Creative & Adversarial

I’ll even go so far as to say that the ideal QA is adversarial (in the Alice/Bob/Eve sense). Great QA looks to break the site from a technical and design perspective. Proofs and prop tests aren’t “smart”; they confirm your assumptions. Creativity isn’t something that computers do well (yet), so there’s no alternative to a good flesh and blood human at this time.

While automating away as many tests as possible is great, having someone trying to break your application in new and interesting ways can reveal all sorts of bugs in the system that users may run into but never report. I’ve worked at several companies that have failed basic security tests (ex. revealing the database password in plaintext via a simple cURL request that’s outside of the main app flow).

Wrap Up

Many developers aren’t familiar with tests beyond what comes bundled with their standard lib or framework (I’m looking at you, RSpec and ExUnit). As seen above, there’s so much more that you can do to ensure your computer actually understands what you mean.

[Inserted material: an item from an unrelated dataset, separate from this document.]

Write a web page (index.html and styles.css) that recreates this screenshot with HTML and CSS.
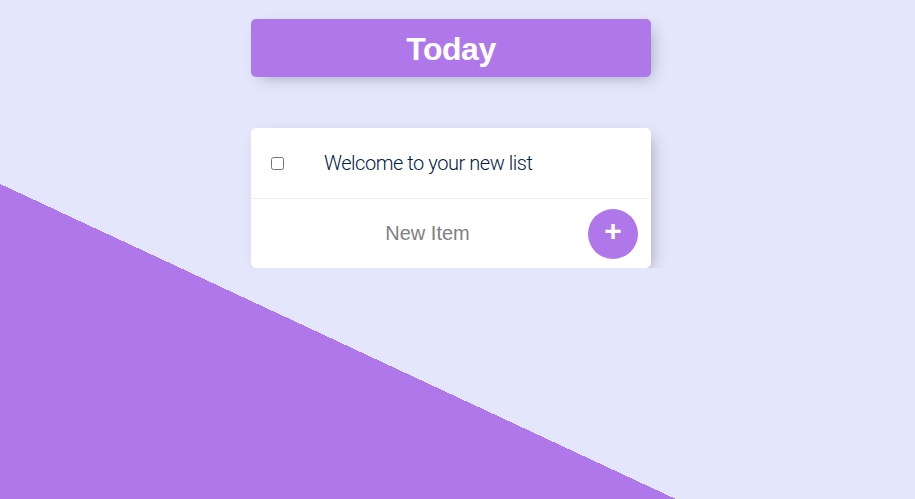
FILE: index.html
```html
<!DOCTYPE html>
<html lang="en">
<head>
<meta charset="utf-8">
<title>To Do List</title>
<link rel="stylesheet" href="styles.css">
</head>
<body>
<div class="page">
  <div class="box heading">
    <h1>Today</h1>
  </div>
  <div class="box list">
    <div class="item">
      <input type="checkbox" class="check">
      <p class="item-text">Welcome to your new list</p>
    </div>
    <form class="item add-form" onsubmit="return false;">
      <input type="text" class="new-item" placeholder="New Item" autocomplete="off">
      <button type="submit" class="add-btn">+</button>
    </form>
  </div>
</div>
</body>
</html>
```
FILE: styles.css
```css
html {
  height: 100%;
  background-color: #E4E6FC;
  background-image: linear-gradient(25deg, #B077EA 34.04%, #E4E6FC 34.04%);
  font-family: "Liberation Sans", Arial, sans-serif;
}

body {
  margin: 0;
}

.page {
  display: flex;
  flex-direction: column;
  align-items: center;
  padding-top: 19px;
  padding-right: 13px;
  gap: 51px;
}

.box {
  width: 400px;
  background: #ffffff;
  border-radius: 5px;
  box-shadow: 5px 5px 15px -5px rgba(0, 0, 0, 0.3);
}

.heading {
  background-color: #B077EA;
  text-align: center;
}

.heading h1 {
  margin: 0;
  height: 58px;
  line-height: 60px;
  color: #ffffff;
  font-size: 32px;
  font-weight: 700;
  letter-spacing: -0.5px;
}

.item {
  min-height: 70px;
  display: flex;
  align-items: center;
  border-bottom: 1px solid #F1F1F1;
}

.item:last-child {
  border-bottom: 0;
  min-height: 69px;
}

.check {
  margin: 0 20px;
  width: 13px;
  height: 13px;
}

.item-text {
  margin: 0;
  padding: 0 20px;
  font-family: Roboto, "Liberation Sans", sans-serif;
  font-size: 20px;
  font-weight: 300;
  color: #00204A;
  letter-spacing: -0.45px;
}

.add-form {
  margin: 0;
  padding-left: 20px;
  gap: 4px;
}

.new-item {
  text-align: center;
  height: 60px;
  width: 313px;
  padding: 0;
  border: none;
  font-family: "Liberation Sans", Arial, sans-serif;
  font-size: 20px;
  color: #00204A;
  background: transparent;
}

.new-item::placeholder {
  color: #808080;
  opacity: 1;
}

.new-item:focus {
  outline: none;
}

.add-btn {
  width: 50px;
  height: 50px;
  border-radius: 50%;
  border: 0;
  padding: 0 0 6px 0;
  background-color: #B077EA;
  color: #ffffff;
  font-family: "Liberation Sans", Arial, sans-serif;
  font-size: 30px;
  font-weight: 700;
  line-height: 1;
}
```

The wider and deeper your tests are, the better. The more creatively and aggressively you test your system, the better. Tests improve the bottom-line in the long-term by keeping customers happy, and helps reduce stress when making changes to your code. No one likes surprises the weekend after a big deployment.

Your ROI will vary, of course. If you’re launching billion-dollar satellites that could fail and crash into a populated area, you’ll probably want more and deeper tests/proofs/test launches than if you’re building the next blogging platform. But even then, we want our software to work, because broken software causes billions of dollars of lost productivity. The trade-off is developer time vs peace-of-mind. Just like how you buy insurance for the peace of mind in case something goes wrong, investing in tests shields you from surprises down the road.

While there will always be surprises in the wild, that’s no excuse to not know about them in advance. Besides, we all like to sleep well at night knowing that our code works.